Problem statement.
Pick out every line that holds the string "components" and copy it.

Data provided.

= = = = = = =

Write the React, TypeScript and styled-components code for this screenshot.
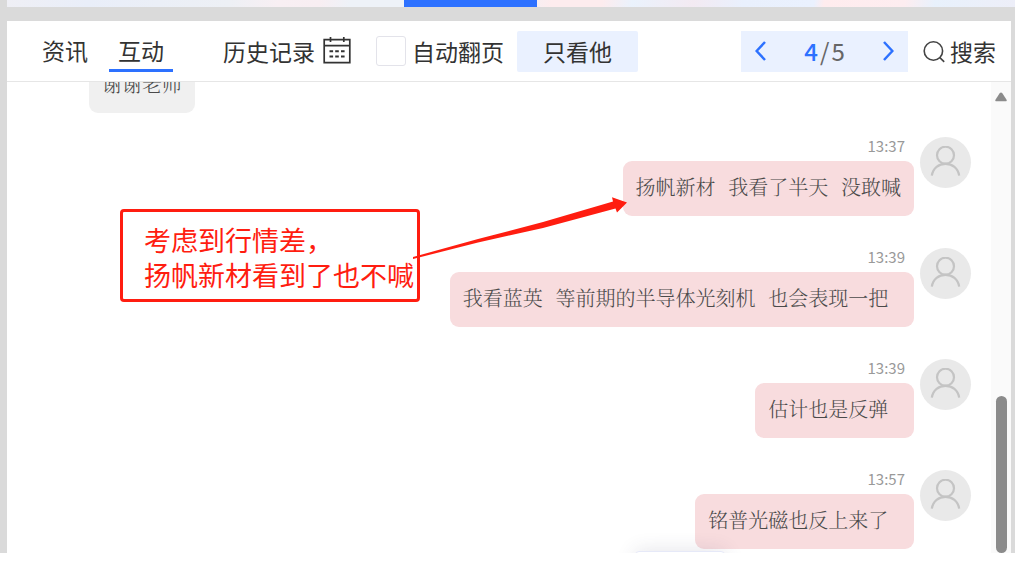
import React from 'react';
import styled, { createGlobalStyle } from 'styled-components';

const GlobalStyle = createGlobalStyle`
  * { box-sizing: border-box; }
  body {
    margin: 0;
    background: #fff;
    font-family: "Noto Sans CJK SC", "Noto Sans", sans-serif;
  }
  button, input { margin: 0; padding: 0; border: 0; background: none; font: inherit; color: inherit; }
  button { cursor: pointer; }
`;

const Frame = styled.div`
  display: flex;
  flex-direction: column;
  height: calc(100vh - 23px);
  margin-right: 2px;
  padding: 0 4px 0 7px;
  background: #dadada;
`;

const Banner = styled.div`
  display: flex;
  flex: none;
  height: 7px;
  margin: 0 -4px 14px 0;
  background: linear-gradient(100deg, #efeff5 0%, #e9eef9 8%, #edf0f5 22%, #f8eff3 27%, #f8eef2 31%, #eef2f8 34%,
    #eef2f8 50%, #fdecee 54%, #fdecee 59%, #eaf2fc 62%, #f3eaf2 68%, #e9f0fd 73%, #eaf1fe 80%, #ffecee 81%, #fdedf0 89%, #e8f1fc 92%, #edeef8 100%);
`;

const BannerTab = styled.div`
  width: 133px;
  margin-left: 397px;
  background: #2d71ff;
`;

const Panel = styled.main`
  display: flex;
  flex: 1;
  flex-direction: column;
  min-height: 0;
  background: #fff;
`;

const Toolbar = styled.header`
  display: flex;
  flex: none;
  align-items: center;
  height: 61px;
  padding: 0 15px 0 26px;
  border-bottom: 1px solid #e6e6e6;
  color: #333;
  font-size: 23px;
  line-height: 40px;
  white-space: nowrap;
`;

const Tabs = styled.nav`
  display: flex;
  gap: 12px;
  margin-right: 50px;
`;

const Tab = styled.button<{ $active?: boolean }>`
  padding: 0 9px;
  border-bottom: 3px solid ${(p) => (p.$active ? '#2d71ff' : 'transparent')};
  line-height: 38px;
`;

const IconButton = styled.button`
  display: flex;
  align-items: center;
`;

const HistoryButton = styled(IconButton)`
  gap: 8px;
  margin-right: 25px;
`;

const SearchButton = styled(IconButton)`
  gap: 4px;
  margin-left: 15px;
`;

const CheckLabel = styled.label`
  display: flex;
  align-items: center;
  gap: 6px;
  margin-right: 13px;
`;

const Checkbox = styled.input`
  appearance: none;
  width: 30px;
  height: 30px;
  border: 1px solid #e3e3ea;
  border-radius: 3px;
  background: #fff;
`;

const OnlyHim = styled.button`
  width: 121px;
  height: 41px;
  border-radius: 2px;
  background: #eaf1ff;
`;

const Pager = styled.div`
  display: flex;
  align-items: center;
  justify-content: space-between;
  width: 167px;
  height: 41px;
  margin-left: auto;
  padding: 0 14px;
  background: #eaf1ff;
`;

const PagerButton = styled.button`
  display: flex;
  color: #2d71ff;
`;

const PageCount = styled.span`
  display: flex;
  gap: 2px;
  color: #666;
  font-size: 24px;
`;

const CurrentPage = styled.b`
  color: #2d71ff;
  font-weight: 500;
`;

const Chat = styled.section`
  position: relative;
  display: flex;
  flex: 1;
  min-height: 0;
  overflow: hidden;
`;

const Messages = styled.ul`
  display: flex;
  flex: 1;
  flex-direction: column;
  justify-content: flex-end;
  min-width: 0;
  margin: 0;
  padding: 0 20px 4px 82px;
  list-style: none;
`;

const Message = styled.li<{ $own?: boolean }>`
  display: flex;
  flex: none;
  justify-content: ${(p) => (p.$own ? 'flex-end' : 'flex-start')};
  gap: 6px;
  margin-bottom: ${(p) => (p.$own ? 32 : 24)}px;
  &:last-child { margin-bottom: 0; }
`;

const Body = styled.div<{ $own?: boolean }>`
  display: flex;
  flex-direction: column;
  align-items: ${(p) => (p.$own ? 'flex-end' : 'flex-start')};
`;

const Time = styled.time`
  height: 24px;
  padding-right: 9px;
  color: #999;
  font-size: 15px;
  line-height: 18px;
`;

const Bubble = styled.p<{ $own?: boolean }>`
  height: 55px;
  margin: 0;
  padding: 0 13px;
  border-radius: 9px;
  background: ${(p) => (p.$own ? '#f8dcde' : '#f0f0f0')};
  color: #4a4a4a;
  font-family: "DejaVu Serif", "Noto Serif CJK SC", "Noto Sans CJK SC", serif;
  font-size: 20px;
  font-weight: 300;
  line-height: 54px;
  white-space: pre;
`;

const Avatar = styled.span`
  display: flex;
  align-items: center;
  justify-content: center;
  width: 51px;
  height: 51px;
  border-radius: 50%;
  background: #e9e9e9;
  color: #c4c4c4;
`;

const ScrollTrack = styled.div`
  display: flex;
  flex: none;
  flex-direction: column;
  align-items: center;
  justify-content: space-between;
  width: 20px;
  padding-top: 10px;
  background: #fafafa;
`;

const ScrollThumb = styled.div`
  width: 11px;
  height: 34%;
  border-radius: 6px;
  background: #8b8b8b;
`;

const NewMessagePill = styled.div`
  position: absolute;
  right: 286px;
  bottom: -38px;
  width: 90px;
  height: 40px;
  border: 1px solid #e6e9f8;
  border-radius: 4px;
  background: #fff;
  box-shadow: 0 0 20px rgba(60, 60, 90, 0.14);
`;

const Note = styled.div`
  position: absolute;
  top: 127px;
  left: 113px;
  padding: 10px 3px 7px 21px;
  border: 3px solid #ff1d10;
  border-radius: 4px;
  color: #ff1d10;
  font-size: 27px;
  line-height: 35px;
  white-space: nowrap;
`;

const NoteArrow = styled.svg`
  position: absolute;
  top: 108px;
  left: 403px;
`;

const messages = [
  { time: '13:37', text: '扬帆新材  我看了半天  没敢喊' },
  { time: '13:39', text: '我看蓝英  等前期的半导体光刻机  也会表现一把  ' },
  { time: '13:39', text: '估计也是反弹  ' },
  { time: '13:57', text: '铭普光磁也反上来了  ' },
];

const CalendarIcon = () => (
  <svg width="28" height="28" viewBox="0 0 28 28" fill="none" stroke="#333" strokeWidth="1.7" aria-hidden="true">
    <path d="M1.2 2.700h25.6v23H1.2zM1.2 8.700h25.6M7.5 0v5M20.8 0v5" />
    <path d="M6.5 14.300h3.6M12.2 14.300h3.6M18 14.300h3.6M6.5 19.500h3.6M12.2 19.500h3.6M18 19.500h3.6" strokeWidth="2" />
  </svg>
);

const SearchIcon = () => (
  <svg width="23" height="23" viewBox="0 0 23 23" fill="none" stroke="#444" strokeWidth="1.6" aria-hidden="true">
    <circle cx="10.4" cy="11" r="9.2" />
    <path d="M16.6 17.4l4.6 4.4" />
  </svg>
);

const Chevron = ({ d }: { d: string }) => (
  <svg width="11" height="20" viewBox="0 0 11 20" fill="none" stroke="currentColor" strokeWidth="2.5" aria-hidden="true">
    <path d={d} />
  </svg>
);

const PersonIcon = () => (
  <svg width="31" height="33" viewBox="0 0 31 33" fill="none" stroke="currentColor" strokeWidth="2.2" aria-hidden="true">
    <circle cx="15.5" cy="9.2" r="8.5" />
    <path d="M1.8 29.6C3 22 8.800 17.800 15.500 17.800S28 22 29.200 29.600" />
  </svg>
);

export default function App() {
  return (
    <>
      <GlobalStyle />
      <Frame>
        <Banner>
          <BannerTab />
        </Banner>
        <Panel>
          <Toolbar>
            <Tabs>
              <Tab>资讯</Tab>
              <Tab $active>互动</Tab>
            </Tabs>
            <HistoryButton>
              历史记录
              <CalendarIcon />
            </HistoryButton>
            <CheckLabel>
              <Checkbox type="checkbox" />
              自动翻页
            </CheckLabel>
            <OnlyHim>只看他</OnlyHim>
            <Pager>
              <PagerButton aria-label="上一页">
                <Chevron d="M10 1L1.600 10L10 19" />
              </PagerButton>
              <PageCount>
                <CurrentPage>4</CurrentPage>
                <span>/</span>
                <span>5</span>
              </PageCount>
              <PagerButton aria-label="下一页">
                <Chevron d="M1 1L9.400 10L1 19" />
              </PagerButton>
            </Pager>
            <SearchButton>
              <SearchIcon />
              搜索
            </SearchButton>
          </Toolbar>
          <Chat>
            <Messages>
              <Message>
                <Body>
                  <Bubble>谢谢老师</Bubble>
                </Body>
              </Message>
              {messages.map((m, i) => (
                <Message key={i} $own>
                  <Body $own>
                    <Time>{m.time}</Time>
                    <Bubble $own>{m.text}</Bubble>
                  </Body>
                  <Avatar>
                    <PersonIcon />
                  </Avatar>
                </Message>
              ))}
            </Messages>
            <ScrollTrack>
              <svg width="12" height="10" viewBox="0 0 12 10" fill="#8b8b8b" aria-hidden="true">
                <path d="M4.800 1Q6 0 7.200 1L11.700 8Q12 9.200 11 9.200H1Q0 9.200 .3 8z" />
              </svg>
              <ScrollThumb />
            </ScrollTrack>
            <NewMessagePill />
            <Note>
              考虑到行情差，
              <br />
              扬帆新材看到了也不喊
            </Note>
            <NoteArrow width="220" height="72" viewBox="0 0 220 72" fill="#ff1d10" aria-hidden="true">
              <path d="M3 67L68 49L133 32L203 11.500L202 7.300L217 12.500L207 22.500L205.500 18.500L133 38L68 52.500L3 69z" />
            </NoteArrow>
          </Chat>
        </Panel>
      </Frame>
    </>
  );
}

= = = = = = =

Reply.
Write the React, TypeScript and styled-components code for this screenshot.
import styled, { createGlobalStyle } from 'styled-components';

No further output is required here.